Use smooth, cautious, and precise motions to steer safely in winter conditions. Sudden or jerky movements can lead to skidding. If you’re going faster than 25 mph and suddenly need to avoid a collision, steer away from it, rather than braking aggressively. It takes more time to brake than it does to steer around an object at that speed, and sudden braking can lead to loss of control when the temperature is near or below freezing.
Brake Early, Trust ABS
Because it takes much longer to stop on ice or snow than it does on dry pavement, the first rule for cold-weather braking is to give yourself more time than you normally would—this means you should be aware of what’s happening 20 or 30 seconds in front of you, even if the car in front of you is only 8-10 seconds ahead.

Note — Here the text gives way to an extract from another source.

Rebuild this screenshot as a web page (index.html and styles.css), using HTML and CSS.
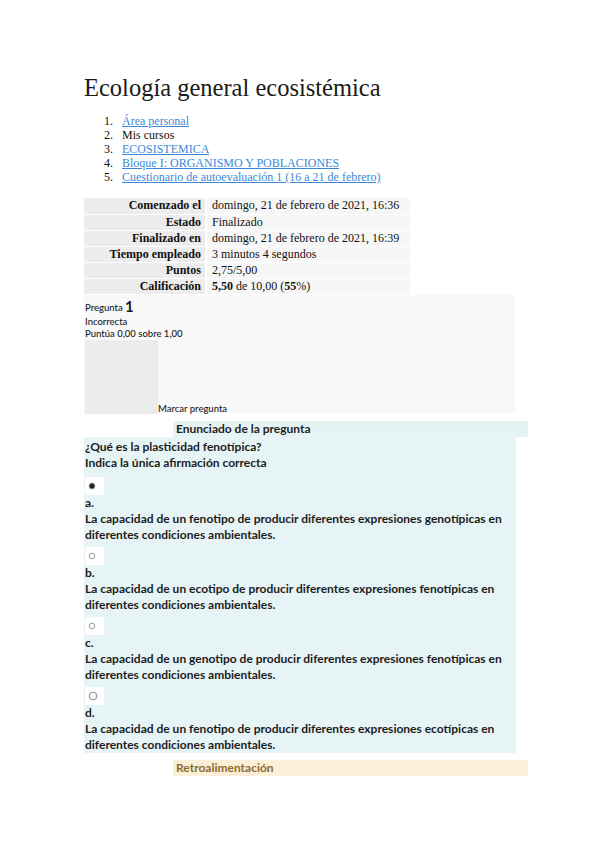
FILE: index.html
```html
<!DOCTYPE html>
<html lang="es">
<head>
<meta charset="utf-8">
<title>Ecología general ecosistémica</title>
<link rel="stylesheet" href="styles.css">
</head>
<body>
<div class="page">
  <h1 class="title">Ecología general ecosistémica</h1>
  <ol class="crumbs">
    <li><a href="#">Área personal</a></li>
    <li>Mis cursos</li>
    <li><a href="#">ECOSISTEMICA</a></li>
    <li><a href="#">Bloque I: ORGANISMO Y POBLACIONES</a></li>
    <li><a href="#">Cuestionario de autoevaluación 1 (16 a 21 de febrero)</a></li>
  </ol>
  <table class="summary">
    <tr><th>Comenzado el</th><td>domingo, 21 de febrero de 2021, 16:36</td></tr>
    <tr><th>Estado</th><td>Finalizado</td></tr>
    <tr><th>Finalizado en</th><td>domingo, 21 de febrero de 2021, 16:39</td></tr>
    <tr><th>Tiempo empleado</th><td>3 minutos 4 segundos</td></tr>
    <tr><th>Puntos</th><td>2,75/5,00</td></tr>
    <tr><th>Calificación</th><td><b>5,50</b> de 10,00 (<b>55</b>%)</td></tr>
  </table>

  <div class="info">
    <div class="info-line first">Pregunta <span class="qno">1</span></div>
    <div class="info-line">Incorrecta</div>
    <div class="info-line third">Puntúa 0,00 sobre 1,00</div>
    <div class="flag-row">
      <div class="flag-box"></div>
      <span class="flag-label">Marcar pregunta</span>
    </div>
  </div>

  <div class="strip strip-q">Enunciado de la pregunta</div>
  <div class="content">
    <div class="qtext">¿Qué es la plasticidad fenotípica?</div>
    <div class="qtext last">Indica la única afirmación correcta</div>

    <div class="option">
      <div class="radio-box"><svg width="8" height="8" viewBox="0 0 8 8"><circle cx="4" cy="4" r="3" fill="#222" stroke="#999" stroke-width="1"/></svg></div>
      <div class="opt-line">a.</div>
      <div class="opt-line">La capacidad de un fenotipo de producir diferentes expresiones genotípicas en diferentes condiciones ambientales.</div>
    </div>
    <div class="option">
      <div class="radio-box"><svg width="8" height="8" viewBox="0 0 8 8"><circle cx="4" cy="4" r="2.8" fill="none" stroke="#9a9a9a" stroke-width="1"/></svg></div>
      <div class="opt-line">b.</div>
      <div class="opt-line">La capacidad de un ecotipo de producir diferentes expresiones fenotípicas en diferentes condiciones ambientales.</div>
    </div>
    <div class="option">
      <div class="radio-box"><svg width="8" height="8" viewBox="0 0 8 8"><circle cx="4" cy="4" r="2.8" fill="none" stroke="#9a9a9a" stroke-width="1"/></svg></div>
      <div class="opt-line">c.</div>
      <div class="opt-line">La capacidad de un genotipo de producir diferentes expresiones fenotípicas en diferentes condiciones ambientales.</div>
    </div>
    <div class="option">
      <div class="radio-box"><svg width="10" height="10" viewBox="0 0 10 10"><circle cx="5" cy="5" r="3.8" fill="none" stroke="#8a8a8a" stroke-width="1"/></svg></div>
      <div class="opt-line">d.</div>
      <div class="opt-line">La capacidad de un fenotipo de producir diferentes expresiones ecotípicas en diferentes condiciones ambientales.</div>
    </div>
  </div>
  <div class="strip strip-f">Retroalimentación</div>
</div>
</body>
</html>
```

FILE: styles.css
```css
html, body {
  margin: 0;
  padding: 0;
  background: #ffffff;
}

body {
  font-family: "Liberation Serif", "Times New Roman", serif;
  color: #111;
}

.page {
  padding-left: 84px;
  width: 450px;
}

.title {
  margin: 73px 0 0;
  font-size: 24.5px;
  line-height: 30px;
  font-weight: normal;
  color: #1a1a1a;
}

.crumbs {
  margin: 11px 0 0;
  padding-left: 0;
  list-style: none;
  counter-reset: crumb;
  font-size: 12px;
  line-height: 14px;
}

.crumbs li {
  counter-increment: crumb;
  display: flex;
}

.crumbs li::before {
  content: counter(crumb) ".";
  width: 38px;
  padding-right: 9px;
  text-align: right;
  box-sizing: border-box;
  flex: none;
}

.crumbs a {
  color: #3c88d8;
  text-decoration: underline;
}

.summary {
  margin-top: 14px;
  border-collapse: collapse;
  font-size: 12px;
  width: 326px;
  white-space: nowrap;
}

.summary th,
.summary td {
  height: 16px;
  padding: 0 4px;
  line-height: 15px;
  border-bottom: 1px solid #ffffff;
  box-sizing: border-box;
}

.summary th {
  text-align: right;
  background: #ececec;
  width: 122px;
  padding-right: 4px;
  border-right: 2px solid #ffffff;
}

.summary td {
  background: #f6f6f6;
  padding-left: 5px;
}

.info {
  margin-top: 0;
  width: 431px;
  height: 118px;
  background: #f8f8f8;
  font-family: "Lato", "Noto Sans", sans-serif;
  font-size: 9.5px;
  font-weight: 500;
  color: #1b1b1b;
  display: flex;
  flex-direction: column;
}

.info-line {
  line-height: 13px;
  padding-left: 1px;
}

.info-line.first {
  margin-top: 4px;
  line-height: 14px;
}

.info-line.third {
  line-height: 12px;
}

.qno {
  font-size: 15px;
  font-weight: bold;
  vertical-align: -1px;
}

.flag-row {
  display: flex;
  align-items: flex-end;
}

.flag-box {
  width: 73px;
  height: 74px;
  margin-left: 1px;
  background: #ececec;
}

.flag-label {
  line-height: 11px;
}

.strip {
  margin-left: 89px;
  width: 352px;
  height: 16px;
  padding-left: 3px;
  font-family: "Lato", "Noto Sans", sans-serif;
  font-size: 12px;
  font-weight: bold;
  line-height: 16px;
}

.strip-q {
  margin-top: 8px;
  background: #e6f3f5;
  color: #1e1e1e;
}

.strip-f {
  margin-top: 7px;
  background: #fcefd8;
  color: #8a6a2c;
}

.content {
  width: 432px;
  padding: 2px 0 0 1px;
  background: #e7f4f6;
  font-family: "Lato", "Noto Sans", sans-serif;
  font-size: 12px;
  font-weight: bold;
  color: #1c1c1c;
  box-sizing: border-box;
}

.qtext {
  line-height: 16px;
}

.qtext.last {
  margin-bottom: 2px;
}

.option {
  padding-top: 4px;
}

.radio-box {
  width: 19px;
  height: 18px;
  background: #ffffff;
  display: flex;
  align-items: center;
  padding-left: 3px;
  box-sizing: border-box;
}

.opt-line {
  line-height: 16px;
}
```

If you have anti-lock brakes (ABS), and most vehicles do these days, do not pump or take your foot off the brake if you feel the brake pedal vibrate when you have to suddenly brake. That vibration is the ABS working, and that system will allow you to keep steering while you’re slowing the vehicle. If you don’t have anti-lock brakes, keep your heel on the floor and use the ball of your foot to apply smooth, steady pressure, which should help prevent the wheels from locking. If you do feel them lock up and start to slide, that’s when it’s time to pump the brakes.
The best way to approach a snowy uphill climb is by gaining some momentum (within the speed limit) before reaching the hill, and then using that inertia to carry you to the top. Don’t try to power up the hill once you’re already on it, as this will only spin the wheels. Also, don’t stop on a snowy uphill if you can avoid it—getting started on a slick incline is tricky. As for going down hills in the snow, follow the Golden Rule (and then some) by going extra, extra slow.
Steer Into a Skid
A rear-wheel, or oversteering, skid is the most common, and most dangerous, type of slide on an icy road. There are three things to remember in rear-wheel slides: Don’t hit the brakes, steer into the skid, and don’t panic or overreact. Braking will only make a slide worse—your wheels need to be able to move freely to correct the skid. Steering into the skid means turning your steering wheel in the same direction the rear wheels are sliding. But be careful not to overcorrect with that steering motion, otherwise it will lead to a fishtail. If your rear wheels are sliding slightly to the left, turn your steering wheel slightly to the left. The more exaggerated the skid, the more you’ll need to turn.
If your front wheels lose traction, stay off the brakes and accelerator. Keep your steering wheel pointed in the direction you want to go, and wait for the front wheels to gain some traction so you can gently return to your intended direction.
Snow Plow Etiquette
Don’t travel beside or too closely behind a snow plow, because they move slowly, stop often, overlap lanes, and make wide turns. If you stay a safe distance behind, driving behind a plow becomes a safe place to travel, because it has just cleared the road. Always be sure you can see the snow plow’s mirrors—that way you know the plow driver can see you. If you must pass a plow, make sure you have the room and traction to do it safely.
In Case of Emergency
If you end up stranded on the roadside in the winter, you’ll want to follow some safety rules. First, stay with your car and don’t overexert yourself trying to get it unstuck from the snow. Put out hazard flares or reflective safety triangles if you have them, put bright markers on the antenna or windows, or at least keep the interior dome light turned on so other motorists can see you. Don’t run the car continuously with your windows up, as this could lead to asphyxiation from carbon monoxide poisoning. Run your vehicle intermittently, just long enough to stay warm, and make sure to clear all the snow out of its exhaust pipe.
The Bottom Line
Driving when the temperature is near or below freezing is a challenge. If you prepare beforehand, understand the dynamics of icy roads, and drive slowly, the challenge of winter driving becomes that much safer.